As shown in Fig. 2, the direct influence coefficient of proactive personality on promotion behavior is 0.434. After being mediated by promotion focus, the effect decreased to 0.101; traditional personality on prevention behavior is 0.446. After being mediated by prevention focus, the effect decreased to 0.097. This means proactive, traditional personality on promotion and prevention behavior has an indirect positive influence, respectively. Thus, Problem 1 is supported. In addition, the positive influence coefficient of proactive personality on promotion focus is 0.652, and the positive influence coefficient of promotion focus on promotion behavior is 0.779. Thus, promotion focus has a significant full mediation effect on the relationship between proactive personality and promotion behavior, which effect size is 0.652* 0.779 = 0.508 (p < 0.001). Traditional personality on prevention focus is 0.648, and prevention focus on prevention behavior is 0.755. Thus, prevention focus plays a significant full mediation effect in the relationship between traditional personality and prevention behavior, which effect size is 0.648* 0.755 = 0.489 (p < 0.001). Thus, Problem 2 is supported.

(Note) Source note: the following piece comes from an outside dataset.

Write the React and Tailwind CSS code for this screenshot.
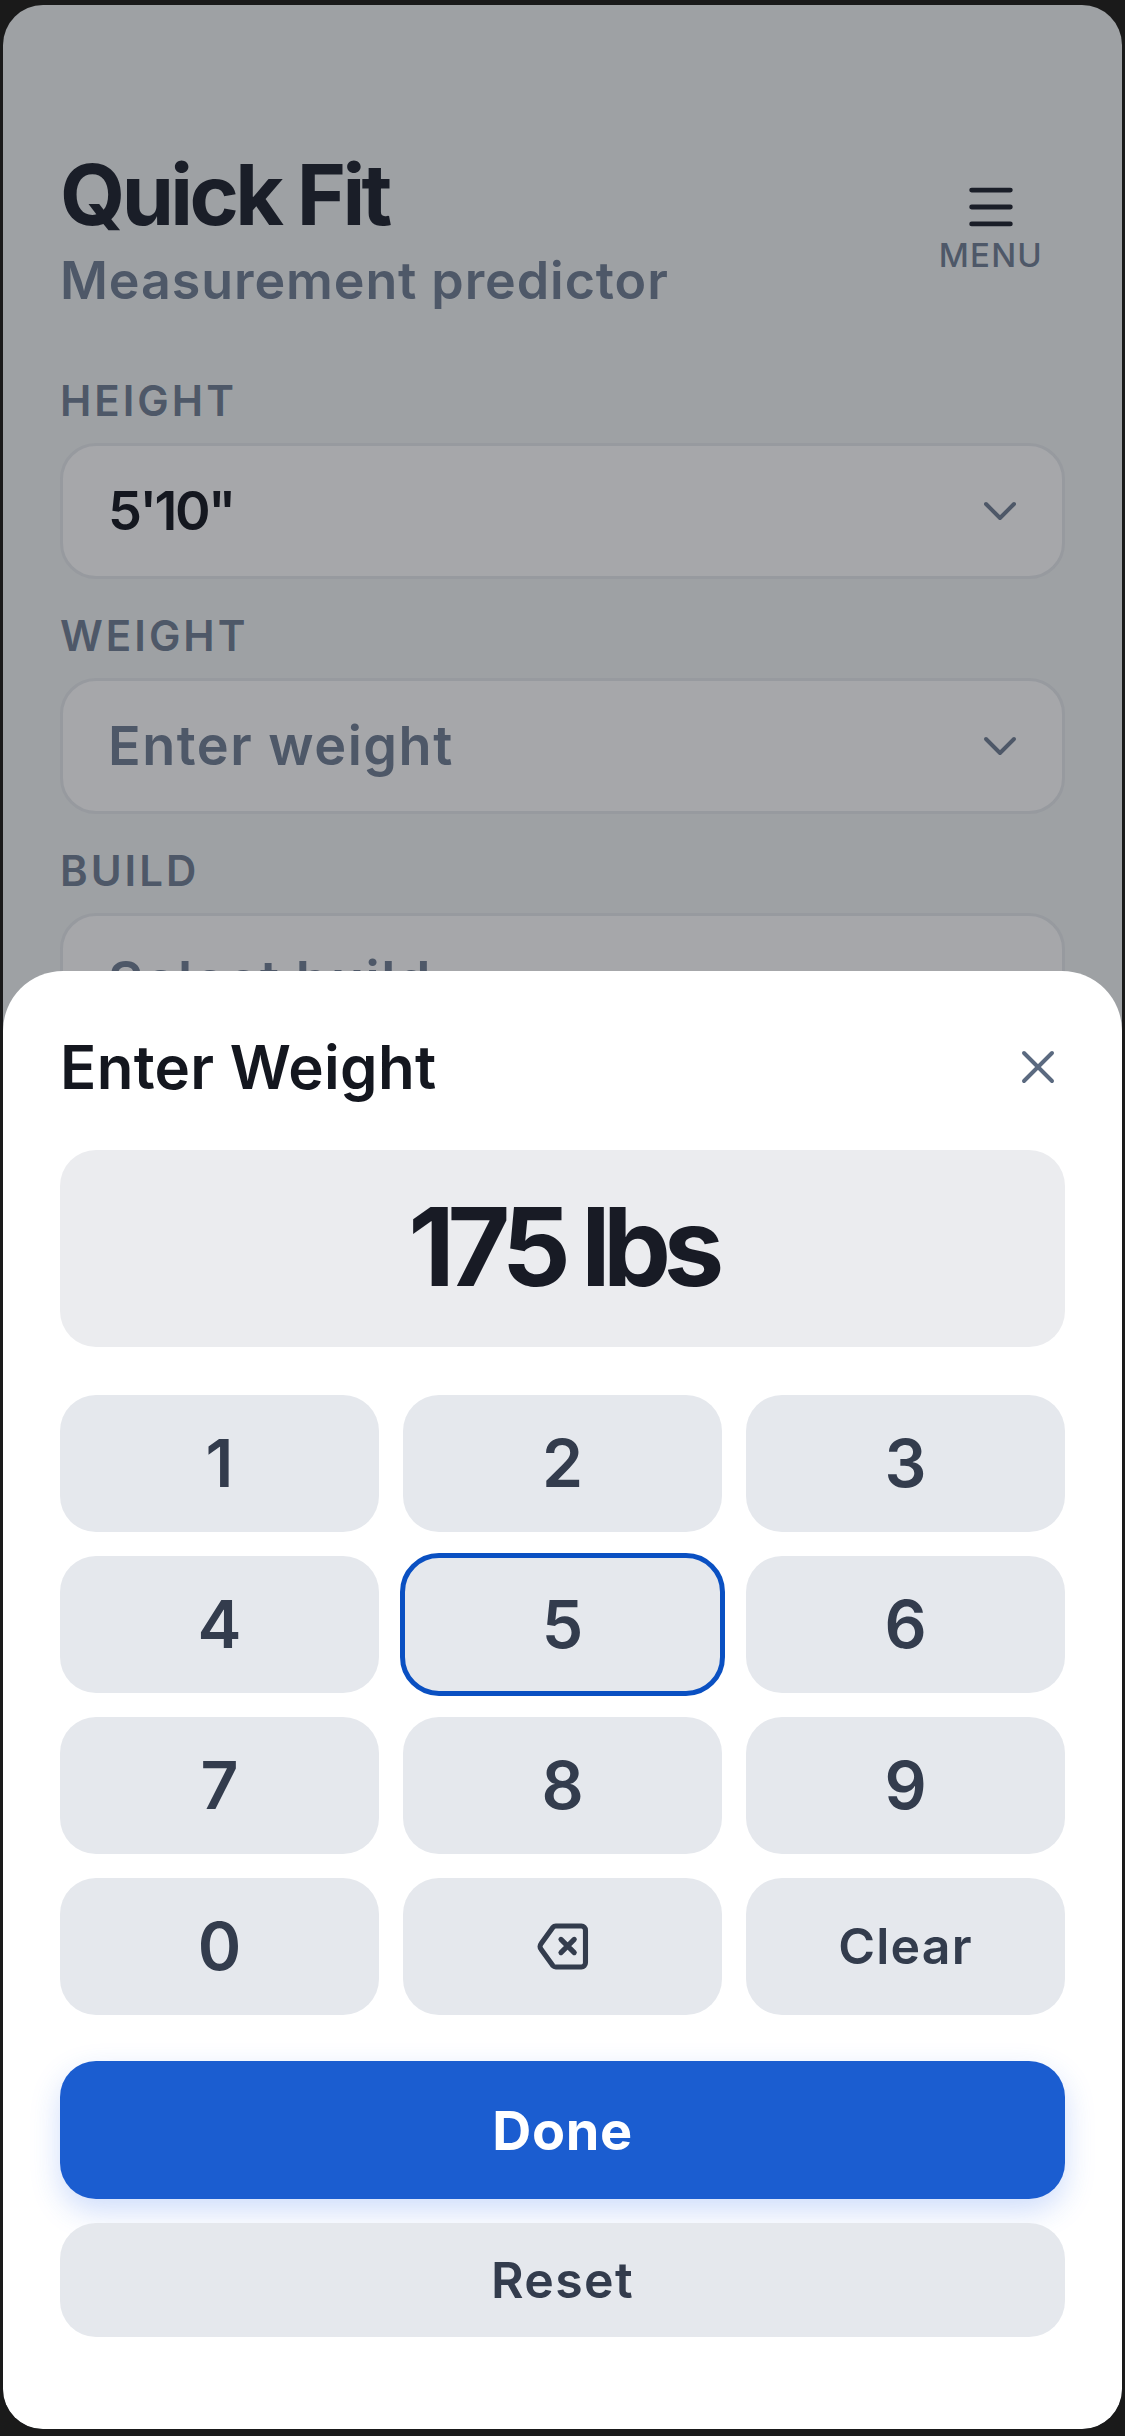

Furthermore, we establish a regression equation between promotion, prevention behavior and task, situational performance, respectively. The regression coefficient β and significance are used to test the main effect of promotion and prevention behavior on task and situational performance, respectively. As shown in Table 2, promotion behavior has an impact on task performance, in which the β is 0.672, p < 0.001 (step 3), and on situational performance, in which the β is 0.596, p < 0.001 (step 7). Prevention behavior has an impact on task performance, in which the β is 0.323, p < 0.05 (step 4), and on situational performance, in which the β is − 0.215, p < 0.01 (step 8). Thus, Problem 4 is supported.

Table 2 Impact of promotion and prevention behavior on job performance

Finally, to test the moderating role of political skills and self-constructal, we use a method provided by Li and Tu (2011) about the high and low moderation effects of moderator variables. Specifically, first, we calculate the parameter estimate of the least squares regression by using the default loss function to minimize the residual square by the constrained nonlinear model. Second, these estimated coefficients are imported into Excel for calculation. The results are shown in Tables 3 and 4. Third, the moderating effect is drawn according to the software recommended by Edwards and Lambert (2007).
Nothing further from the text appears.